More information about Evaluating Internet Sources

It is important to remember that anyone can put up a web page, and there is no 'quality control' or editor for what you find on the Internet.  Therefore, you must be ready to make your own evaluation of web sites, especially if you are going to be using them for research purposes.  You will want to find out as much as you can about the authority, currency, relevance, and accuracy of the web sites you use.  These checklists and other resources will help you ask the right questions.

  • Thinking Critically about World Wide Web Resources
    The World Wide Web has a lot to offer, but not all sources are equally valuable or reliable. Here are some points to consider. (UCLA Library)
  • Thinking Critically about Web 2.0 and Beyond
    Social networking sites, blogs, wikis, virtual worlds, mashups, and filesharing sites of all kinds, etc. offer many opportunities for collaboration, global community, personal connection, creativity and enterprise, but not all sources are equally valuable or reliable. Here are some points to consider when entering or using these and other tools and environments yet to come. (UCLA Library)
  • Evaluating Information Found on the Internet
    This guide discusses the criteria by which scholars in most fields evaluate print information, and shows how the same criteria can be used to assess information found on the Internet. (Johns Hopkins Library)
  • Evaluating Web Content
    This guide offers tips for evaluating the quality of content on the Web. Scroll to the bottom for specific sources. (University at Albany (SUNY) Library)
  • Evaluate Web Pages
    Tutorial and exercise/worksheet (Widener University Libraries)
  • Evaluating Web Pages: Techniques to Apply & Questions to Ask
    Evaluating web pages skillfully requires you to do two things at once:
    1. Train your eye and your fingers to employ a series of techniques that help you quickly find what you need to know about web pages;
    2. Train your mind to think critically, even suspiciously, by asking a series of questions that will help you decide how much a web page is to be trusted.
  • Evaluating Web Sites
    Tutorial from Ohio State University Libraries.
  • Evaluating Information – Applying the CRAAP Test (PDF)  
      
    How to evaluate Currency, Relevance, Authority, Accuracy, and Purpose.
 

Defining Your Information Need

Before you start searching, it is best if you can define your information need.  If you know what you're looking for, you'll be better able to recognize it when you've found your answer.  Also, defining your information need helps you know where to start looking.

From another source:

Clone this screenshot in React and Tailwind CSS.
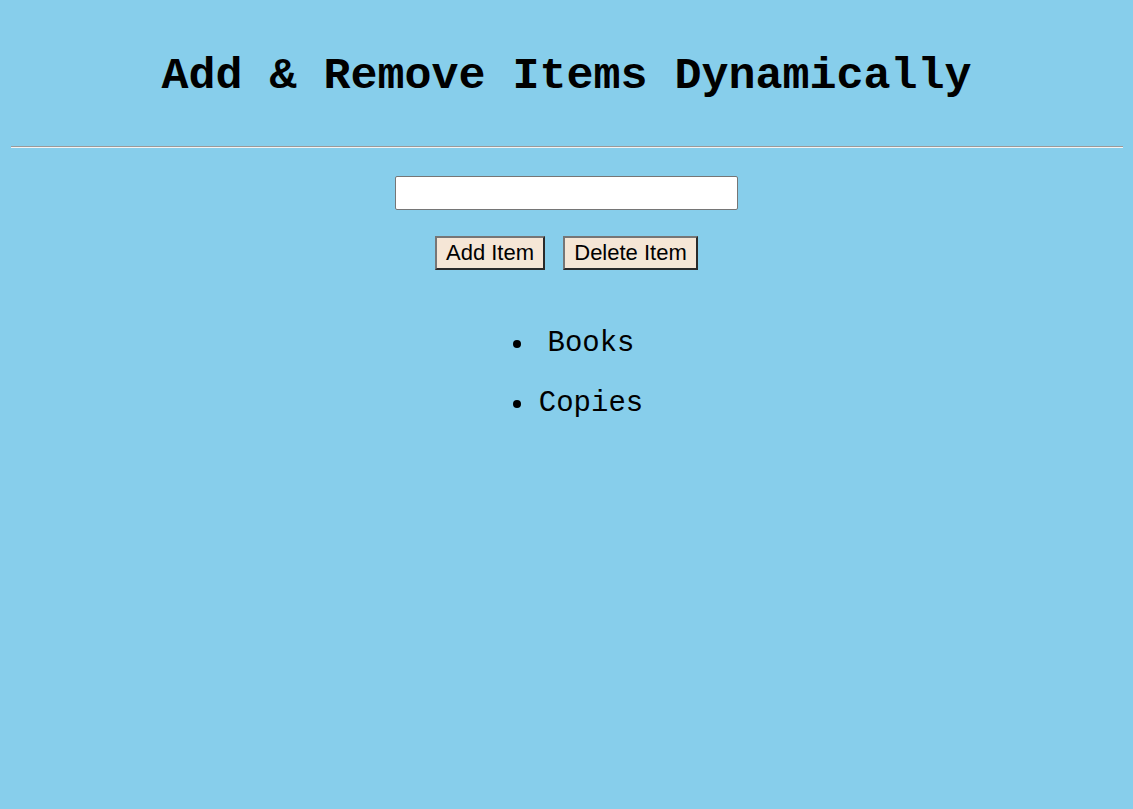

  • What information do you need?  Define your problem or interpret your assignment.
  • What information do you already have on the subject?  What facts or background information do you already know?
  • Do you want general or specific information about the subject?
  • How much information do you want?  A single fact? A paragraph? A few pages? An entire book?
  • What types of information do you want?  For example, are you looking for
    • opinions
    • statistics or data
    • case studies or specific examples
    • name of experts
    • historical information
    • analysis
  • What information sources (databases, library catalogs, encyclopedias, the Internet) will help you find the information you need?  A reference librarian can help with this part!
 

Evaluate the Source of Information

Some questions can be answered while you are looking  at your search results in a database or search engines.  Know the content of the databases, read abstracts (if available), do author searches, look at subject headings, and notice publication information (for dates, places, and publishers).  Other questions will be answered when you are looking at the publication itself or at the full-text in a database.

  • Who is the author of the information, and what qualifications to they have on this topic?  What is their relevant education, experience, occupation or other publications?
  • Who is the intended audience?  Is it for the general public, for students, for professionals or other researchers, etc.?
  • What type of source is it?  Is it scholarly, popular, commercial, governmental, or private?  Is the presentation suitable for your level of understanding of the subject (not too simple or too difficult)?
  • When was the information produced?  Is your topic one that is likely to have had significant changes since the source was published?  Do you need current information or a historical perspective?
  • Where was the information published?  Does it focus on a specific part of the world or region?
  • Why was the information published?  Does the source show political or cultural bias?
  • How is the information organized?  Are there appendixes, indexes, and/or a bibliography included? Does it have graphs, charts, glossaries, or illustrations to help explain or augment the information?
 

Evaluate the Information Content Itself

Finally, after you have read through a book, an article, or other publication, you should be able to answer questions about the type and quality of information that it gives.

  • Does the source contain the information you need?  (See Definining your Information Need)
  • Does it report primary research (e.g. experiments, observations, surveys) or is it a compilation or previous research, like a review article or meta-analysis?  Is there documentation of other works used (bibliography, footnotes, references, etc.)?
  • What is the author's thesis?  What are the main points or concepts?
  • What facts or opinions are presented?  Is more than one point of view presented?  What are the major findings or conclusions, and are they supported by the facts or arguments?
  • Do other sources support the facts and/or conclusions of this source?  Do the findings support or refute your own ideas on the topic?